Constantin Gurdgiev (@GTCost)
Posted Friday 16th November 2012 from Twitlonger
twitlonger.com/show/k1gbdb

@OwenCallan However we speculate, here’s the quote from B of I - rephrased by the Irish Examiner - “Richie Boucher said the reserve created from the reduction is to be treated as profits available for distribution and is intended to ensure the bank has sufficient distributable reserves, after accounting for potential losses, to enable it make distributions and declare dividends to stockholders.” I don’t see any ‘preference shares’ action here. I see distributions and dividends.

Dividends!!!
Is this is AIB and Eugene Sheehy all over again.
(And will someone bring a halt to Richie Banker?

Shock and horror.

Dividends and distributions are only possible after obligations to preference shares are satisfied.

IMO there will be no BoI dividends until 2015 at the earliest.

More importantly how is the Irish government going to replace the €500m approx per year they are receiving from the banks in fees for bond guarantees.

Richie longing for a return to the days when he could do whatever he wants …

December 16, 2012 2:00 pm
Bank of Ireland irked over state guarantee
By Jamie Smyth in Dublin
Bank of Ireland has said it is “frustrated” by Dublin’s decision to extend its bank guarantee into 2013, a move that could cost the bank hundreds of millions of euros.
“Bank of Ireland is ready to come off the guarantee and we were prepared for coming off on December 31,” Richie Boucher, Bank of Ireland chief executive, told the FT.
“The delay in timing is frustrating for the bank and is something we are keeping a very close eye on and we are having dialogue with the authorities on,” he said.
Dublin introduced the Eligible Liabilities Guarantee scheme in December 2009 when Irish banks were shut out of international debt markets. Last Thursday the European Commission approved Dublin’s request for an extension until the end of June 2013.
The scheme provides a state guarantee for deposits over €100,000 in return for hefty fees paid by banks. Bank of Ireland, Ireland’s largest lender by assets, paid €449m in 2011 for the guarantee and is lobbying for its withdrawal.
Dublin has said it may lift the guarantee in early 2013 but is concerned this could make it more difficult for other state-owned banks to raise funds.
Mr Boucher said the guarantee was brought in on a “systemic basis” and the bank required permission from Dublin to come off the scheme.
“It is expensive and we don’t believe it adds a lot. It is depleting capital from the banks. We are very conscious of the government’s desire to be a regular issuer in the markets and having this contingent liability taken away from the state is very important,” he said.
Bank of Ireland is the only Irish bank to escape state control following the country’s banking crisis and is seeking to distinguish itself from its weaker rivals by raising unsecured funding and taking a tough stance on mortgage arrears.
Mr Boucher said a new insolvency bill due to passed by the Irish parliament this week to tackle fast-growing arrears would not prompt the bank to provide debt forgiveness to struggling customers
“It is not our money; it is shareholders and depositors money.

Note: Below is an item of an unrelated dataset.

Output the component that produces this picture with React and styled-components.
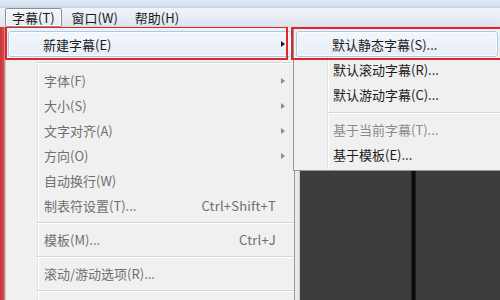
import React from "react";
import styled, { createGlobalStyle } from "styled-components";

const Global = createGlobalStyle`
  html, body { margin: 0; padding: 0; background: #f0f0f0; }
  body { font-family: "Noto Sans CJK SC", "Noto Sans", sans-serif; }
`;

const Screen = styled.div`
  width: 500px;
  height: 300px;
  overflow: hidden;
  display: grid;
  grid-template-rows: 8px 19px 1fr;
  font-size: 13px;
  color: #1b1b1b;
`;

const TitleStrip = styled.div`
  background: linear-gradient(to bottom, #e2eaf5 0%, #d3e0f0 70%, #c3d3e8 100%);
`;

const MenuBar = styled.div`
  display: flex;
  align-items: stretch;
  gap: 3px;
  padding-left: 5px;
  background: linear-gradient(to bottom, #f0f4fa 0%, #e8edf5 50%, #dde4ee 100%);
  border-bottom: 1px solid #d4dbe5;
  position: relative;
  z-index: 3;
`;

const TopItem = styled.div`
  display: flex;
  align-items: center;
  padding: 0 6px;
  line-height: 1;
  white-space: nowrap;
  border: 1px solid ${(p) => (p.$active ? "#8b8f95" : "transparent")};
  border-radius: 2px;
  margin-bottom: -1px;
  background: ${(p) =>
    p.$active ? "linear-gradient(to bottom, #f6f8fb, #e6eaf0)" : "transparent"};
  box-shadow: ${(p) => (p.$active ? "inset 0 0 0 1px #ffffff" : "none")};
`;

const Body = styled.div`
  display: flex;
  min-height: 0;
`;

const RedEdge = styled.div`
  width: 5px;
  background: linear-gradient(to right, #c7363a 0%, #d0484a 70%, #e2a0a0 100%);
`;

const MainMenu = styled.div`
  position: relative;
  width: 290px;
  flex: none;
  box-sizing: border-box;
  border-right: 1px solid #979797;
  border-left: 1px solid #c9c9c9;
  padding-top: 4px;
  background:
    linear-gradient(to right, transparent 31px, #e2e3e3 31px, #e2e3e3 32px, #ffffff 32px, #ffffff 33px, transparent 33px),
    #f0f0f0;
  z-index: 1;
`;

const Item = styled.div`
  display: grid;
  grid-template-columns: 1fr auto ${(p) => p.$arrowCol}px;
  align-items: center;
  height: ${(p) => p.$h || 25}px;
  box-sizing: border-box;
  margin: 0 2px;
  padding-left: ${(p) => p.$indent}px;
  white-space: nowrap;
  border: 1px solid ${(p) => (p.$hot ? "#aac8ea" : "transparent")};
  border-radius: 3px;
  background: ${(p) =>
    p.$hot ? "linear-gradient(to bottom, #f3f7fc 0%, #e6eef8 100%)" : "transparent"};
  box-shadow: ${(p) => (p.$hot ? "inset 0 0 0 1px rgba(255,255,255,0.7)" : "none")};
`;

const Label = styled.span`
  color: ${(p) => (p.$tone === "dim" ? "#6f6f6f" : p.$tone === "off" ? "#8a8a8a" : "#1b1b1b")};
`;

const Shortcut = styled.span`
  color: #6f6f6f;
  letter-spacing: 0.2px;
`;

const ArrowCell = styled.span`
  display: flex;
  align-items: center;
  padding-left: 5px;
`;

const Arrow = styled.span`
  width: 0;
  height: 0;
  border-top: 3.5px solid transparent;
  border-bottom: 3.5px solid transparent;
  border-left: 4px solid ${(p) => (p.$dim ? "#8c8c8c" : "#1b1b1b")};
`;

const Separator = styled.div`
  height: ${(p) => p.$h}px;
  display: flex;
  align-items: center;
  padding-left: ${(p) => p.$indent}px;
  &::after {
    content: "";
    flex: 1;
    height: 1px;
    background: #d7d7d7;
    box-shadow: 0 1px 0 #ffffff;
  }
`;

const Annotation = styled.div`
  position: absolute;
  left: ${(p) => p.$x}px;
  top: ${(p) => p.$y}px;
  width: ${(p) => p.$w}px;
  height: ${(p) => p.$hgt}px;
  border: 2px solid #e0262b;
  box-sizing: border-box;
  pointer-events: none;
  z-index: 5;
`;

const RightColumn = styled.div`
  flex: 1;
  display: flex;
  flex-direction: column;
  min-width: 0;
`;

const SubMenu = styled.div`
  position: relative;
  margin-left: -2px;
  height: 144px;
  flex: none;
  box-sizing: border-box;
  border-left: 1px solid #979797;
  border-bottom: 1px solid #979797;
  padding-top: 4px;
  background:
    linear-gradient(to right, transparent 33px, #e2e3e3 33px, #e2e3e3 34px, #ffffff 34px, #ffffff 35px, transparent 35px),
    #f0f0f0;
  z-index: 2;
`;

const Workspace = styled.div`
  flex: 1;
  display: flex;
  background: #3d3d3d;
`;

const Gutter = styled.div`
  width: 4px;
  background: #e9e9e9;
  border-right: 1px solid #c9c9c9;
`;

const Pane = styled.div`
  width: ${(p) => (p.$w ? `${p.$w}px` : "auto")};
  flex: ${(p) => (p.$w ? "none" : "1")};
  background: #3d3d3d;
`;

const Divider = styled.div`
  width: 5px;
  background: linear-gradient(to right, #2a2a2a, #0c0c0c 30%, #0c0c0c 70%, #2a2a2a);
`;

const mainItems = [
  { type: "sep", h: 11 },
  { label: "字体(F)", arrow: true },
  { label: "大小(S)", arrow: true },
  { label: "文字对齐(A)", arrow: true },
  { label: "方向(O)", arrow: true },
  { label: "自动换行(W)" },
  { label: "制表符设置(T)...", shortcut: "Ctrl+Shift+T" },
  { type: "sep", h: 9 },
  { label: "模板(M)...", shortcut: "Ctrl+J" },
  { type: "sep", h: 9 },
  { label: "滚动/游动选项(R)..." },
  { type: "sep", h: 9 },
];

const subItems = [
  { label: "默认滚动字幕(R)..." },
  { label: "默认游动字幕(C)..." },
  { type: "sep", h: 10 },
  { label: "基于当前字幕(T)...", tone: "off" },
  { label: "基于模板(E)..." },
];

export default function App() {
  return (
    <>
      <Global />
      <Screen>
        <TitleStrip />
        <MenuBar>
          <TopItem $active>字幕(T)</TopItem>
          <TopItem>窗口(W)</TopItem>
          <TopItem>帮助(H)</TopItem>
        </MenuBar>
        <Body>
          <RedEdge />
          <MainMenu>
            <Item $hot $indent={34} $arrowCol={15} $h={26}>
              <Label>新建字幕(E)</Label>
              <span />
              <ArrowCell>
                <Arrow />
              </ArrowCell>
            </Item>
            {mainItems.map((it, i) =>
              it.type === "sep" ? (
                <Separator key={i} $h={it.h} $indent={30} />
              ) : (
                <Item key={i} $indent={35} $arrowCol={15}>
                  <Label $tone="dim">{it.label}</Label>
                  <Shortcut>{it.shortcut || ""}</Shortcut>
                  <ArrowCell>{it.arrow ? <Arrow $dim /> : null}</ArrowCell>
                </Item>
              )
            )}
            <Annotation $x={-1} $y={-1} $w={283} $hgt={34} />
          </MainMenu>
          <RightColumn>
            <SubMenu>
              <Item $hot $indent={35} $arrowCol={0} $h={26}>
                <Label>默认静态字幕(S)...</Label>
                <span />
                <span />
              </Item>
              {subItems.map((it, i) =>
                it.type === "sep" ? (
                  <Separator key={i} $h={it.h} $indent={34} />
                ) : (
                  <Item key={i} $indent={36} $arrowCol={0}>
                    <Label $tone={it.tone}>{it.label}</Label>
                    <span />
                    <span />
                  </Item>
                )
              )}
              <Annotation $x={-3} $y={0} $w={220} $hgt={33} />
            </SubMenu>
            <Workspace>
              <Gutter />
              <Pane $w={111} />
              <Divider />
              <Pane />
            </Workspace>
          </RightColumn>
        </Body>
      </Screen>
    </>
  );
}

For the other government-owned banks, it is taxpayers’ money – so it is a transfer of money from one group of taxpayers to another. Our first role is to responsibly maximise the amount of money we can recover,” he said.
Allied Irish Banks, the second-largest Irish bank by assets, has said it will write off the debts of distressed mortgage holders on a case-by-case basis.
Mr Boucher characterised his bank’s relationship with the government as “greater than 80-20 in alignment”, but he acknowledged there were “areas of frustration”.
He said the bank was making progress despite a tough interest rate environment in Europe. “I would characterise what we are doing as moving in the right direction, but it is trudging through thick mud. In the last three years we have had some very binary moments when you have to rally the organisation and you do or die,” he said.